7. Future Directions

Emerging directions include:

Cross-modal and open-set generalization: Extending mutual supervision to open-vocabulary detection, multimodal retrieval, or active learning scenarios (Raoufi et al., 28 Dec 2025, Joy et al., 2021).
Unified information-theoretic criteria: Leveraging mutual information bounds for jointly unifying detection, estimation, and classification supervision in signal processing or multi-task learning (Yu et al., 30 Apr 2025).
Adaptive and curriculum-based schemes: Dynamic adaptation of supervision granularity, curriculum schedules, and automatic loss balancing for large-scale or multi-domain settings (Gao et al., 2021, Ju et al., 2021).
Generalization to noisy labels and weak supervision: More principled noise-filtering and weighting strategies when leveraging mutual pseudo-labeling in low-resource or domain-shifted scenarios (Huang et al., 2022, Ju et al., 2021).
Scalability and Parameter Sharing: Efficient architectures that maximize mutual supervision benefits without significant training or inference overhead, including parameter sharing and low-rank adaptation (Raoufi et al., 28 Dec 2025).

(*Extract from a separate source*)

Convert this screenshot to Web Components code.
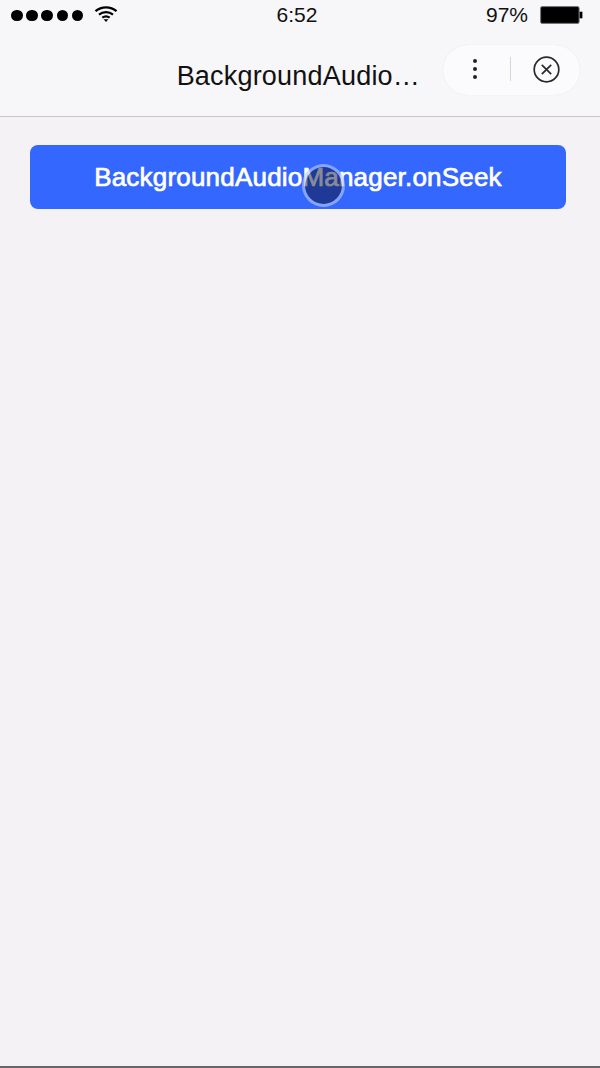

The mutual supervision and joint optimization paradigm constitutes a foundational component in modern, flexible deep learning systems, facilitating robust, multi-objective training across architectures, tasks, and modalities (Raoufi et al., 28 Dec 2025, Huang et al., 2022, Gao et al., 2021, Joy et al., 2021, Wagner et al., 2024, Ju et al., 2021, Gecer et al., 2017, Yu et al., 30 Apr 2025).